Das ist ein ferner Traum. Bis Ende 2008 wurden in Nordchina erst 40 Millionen Quadratmeter Wohnfläche saniert, in Tangshan waren es insgesamt 300.000 Quadratmeter. Obwohl die Behörden mittlerweile energiesparendes Bauen vorschreiben, wird vielerorts gepfuscht. Viele Beamte und Kontrolleure lassen sich von den Bauherren bestechen, es fehlen Maurer und Installateure, die sich auf Energieeffizienz verstehen. In Tangshan sprach die Regierung vor einigen Jahren ein Machtwort: Neue Industrien könnten erst dann angesiedelt werden, wenn die von Kohleheizungen und Fabriken extrem verschmutzte Luft sauberer würde.

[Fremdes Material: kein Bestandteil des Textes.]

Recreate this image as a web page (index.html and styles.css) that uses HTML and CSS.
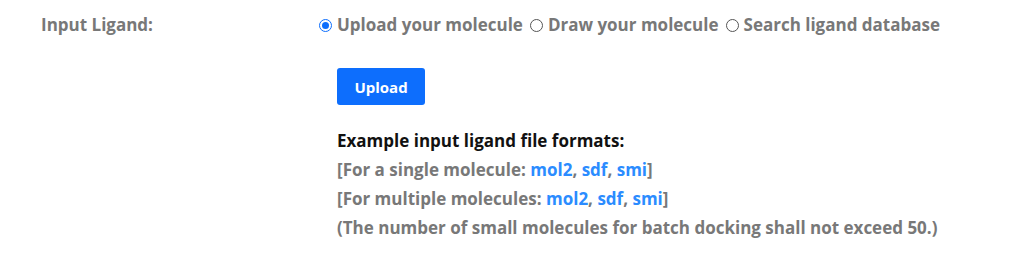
FILE: index.html
```html
<!DOCTYPE html>
<html>
<head>
<meta charset="utf-8">
<link rel="stylesheet" href="styles.css">
</head>
<body>
<div class="row">
  <div class="label">Input Ligand:</div>
  <div class="content">
    <div class="radios">
      <label class="opt"><span class="radio checked"></span>Upload your molecule</label>
      <label class="opt"><span class="radio"></span>Draw your molecule</label>
      <label class="opt"><span class="radio"></span>Search ligand database</label>
    </div>
    <div class="panel">
      <button class="btn">Upload</button>
      <div class="info">
        <div class="title">Example input ligand file formats:</div>
        <div class="line">[For a single molecule: <a>mol2</a>, <a>sdf</a>, <a>smi</a>]</div>
        <div class="line">[For multiple molecules: <a>mol2</a>, <a>sdf</a>, <a>smi</a>]</div>
        <div class="line">(The number of small molecules for batch docking shall not exceed 50.)</div>
      </div>
    </div>
  </div>
</div>
</body>
</html>
```
FILE: styles.css
```css
html, body { margin: 0; padding: 0; background: #fff; }
body {
  font-family: "Open Sans", "Noto Sans", sans-serif;
  font-weight: 700;
  font-size: 17px;
  color: #787878;
}
.row { display: flex; padding: 12px 0 0 41px; }
.label { width: 278px; line-height: 26px; }
.content { display: flex; flex-direction: column; }
.radios { display: flex; gap: 7px; line-height: 26px; }
.opt { display: flex; align-items: center; gap: 5px; }
.radio {
  width: 11px; height: 11px; border: 1px solid #555; border-radius: 50%;
  box-sizing: content-box; display: inline-block; position: relative;
}
.radio.checked { border-color: #0d6efd; }
.radio.checked::after {
  content: ""; position: absolute; left: 2px; top: 2px; width: 7px; height: 7px;
  border-radius: 50%; background: #0d6efd;
}
.panel { padding: 30px 0 0 18px; }
.btn {
  background: #0d6efd; color: #fff; border: none; border-radius: 3px;
  width: 88px; height: 37px; font-family: inherit; font-weight: 700; font-size: 15px;
  padding: 0; display: block;
}
.info { margin-top: 21px; }
.title { color: #111; line-height: 29px; }
.line { line-height: 29px; }
.line a { color: #2b8cff; }
```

Deshalb ließen sich die Lokalpolitiker im Jahr 2005 auf das Konzept ein, die Plattenbauwohnviertel zu sanieren. Die Produktion und der Einbau von Dämmplatten, Doppelfenstern, isolierten Rohren, individuell regulierbaren Heizungen und dicken Türen förderte die lokale Wirtschaft und schuf Arbeitsplätze.

Für den GTZ-Experten Xu ist das Tangshan-Projekt ein Beweis dafür, dass der Umbau der Wohnungen gut für die Umwelt und für das soziale Klima ist. „Wenn man die Häuser der ärmeren Bevölkerung saniert, dann fühlen sich die Menschen mehr respektiert“, sagt er.